病院建築に思うこと

わたしはこれまでに、新築の病院、昔の名建築の病院、中くらいの病院、などいろいろな病院で働いてきましたが、どの病院も良いところと悪いところがありました。

漆喰の壁に腰板が貼ってある院長室の床は細かなタイル張りで模様が描かれている、なんて病院もありました。とても素敵でしたが、いろいろな法令に合わないらしく、味気ない病院に建て替えられてしまいました。
聖路加を倣ってカーペット張りの病棟にした病院で働いたこともありました。でも、その病院は老人の患者さんが多く、メンテナンス予算は少なくだったみたいで、あっというまにおしっこくさい廊下になってしまいました。そこだけ替えられるようにタイルカーペットにしてあったのだけれど、汚れても替えないのだから仕方ありません。
無菌室の前の手洗いが自動水洗になっていない病院もありました。はあっ?

もう古くなった病院で使い勝手が悪いのはあきらめもつきますが、比較的新しい病院で動線がめちゃくちゃだったり、収納計画が悪すぎだったりすると、悲しくなります。

ひとつだけ、病院の新築に居合わせたことがあります。外来は各科の部長のところに1/100の図面が降りてきて、これでいいですか?希望があったら、提出してください、というあっさりしたもの。病棟は看護部が決めたみたいでした。設計会社の担当者と直接会っていろいろ話をする機会というのはありません。
わたしは図面を見たり、インテリアを考えるのが好きなので、部長から図面を奪いとって、内装の仕上げ表を見ながら、「ここ、自動水洗にしてください」「ここ、棚をつけてください」とリクエストをたくさんしてしまいました。
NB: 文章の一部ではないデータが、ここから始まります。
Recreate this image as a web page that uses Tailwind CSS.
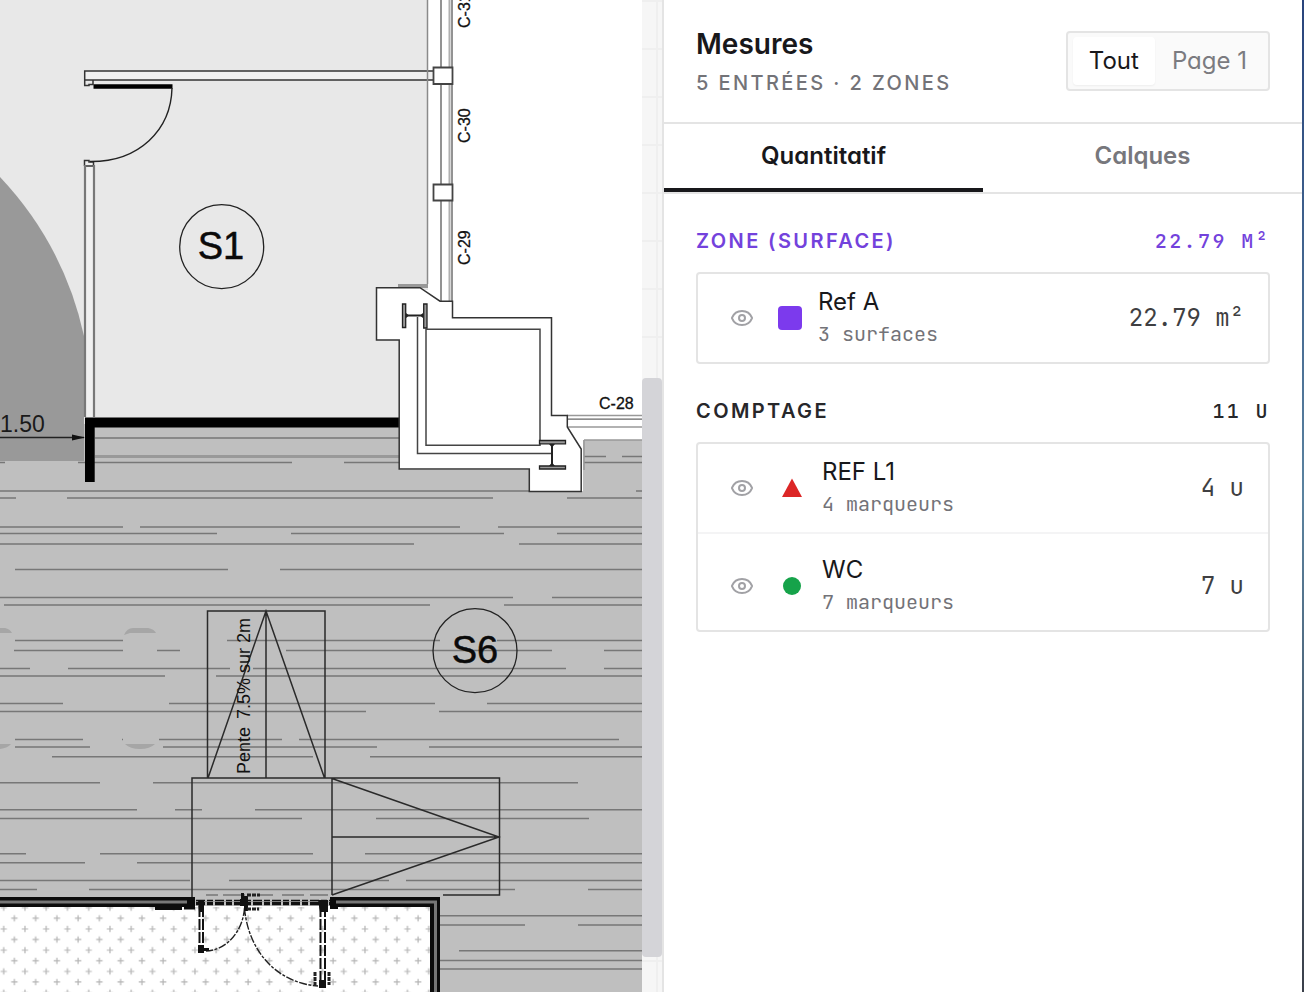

そして、スタッフ廊下には高さ90cm、奥行き60cmの作り付けのワークテーブルをこっそりつけてもらいましたの、うぉほっほ。病院のナースは忙しいので、座って作業することはまずないのですが、作業に適した奥行きが浅いワークテーブルは製品としてはほとんど売られていないのです。なので、こっそりオーダーメイド!病院の作業台はちょうどキッチンに似ています。標準的なキッチンの高さは85cmか90cm。病院ではナースシューズをはいている人が多いし、書き物をするには立った姿勢での肘の位置が重要なので、と90cmにしました。これは使い勝手がとても良くて、えっへんでしたわ。わたしのリクエストから実施図面を起こしてくださった方にはお礼を言いたいのだけれど、お会いする機会などありません。
できあがりが近づいたら、夜や休日に、デジカメとコンベックスを持って現場に行って、自分でいんちき展開図を作成しました(展開図も天井伏図もなかったので)。いんちき展開図のおかげで、他の科のように、家具を運び込んだらコンセントが死んでしまった、とか、冷蔵庫を置く場所がなかった、という目には合わずにすみました。

本当は、実際にそこで働く各部署のスタッフと設計会社でよく相談をして、安全であること、仕事のしやすい動線であること、使いやすい仕様であること、などを突き詰めていけばいいのでしょう。でも、設計にかけるお金が少なかったり、各科のスタッフが日常の仕事に追われてエクストラの仕事にかける時間も気力もなかったり、が現実なのだとしみじみ思いました。それと建築基準法が改正されて、できあがり近くになってから内装リクエストなんて、ひょっとしてもう不可能になっているのでしょうか。

日経アーキテクチュアとかで、「ケーススタディー 実用的な医療施設づくり」なんて特集を組んでいただけないかしらん。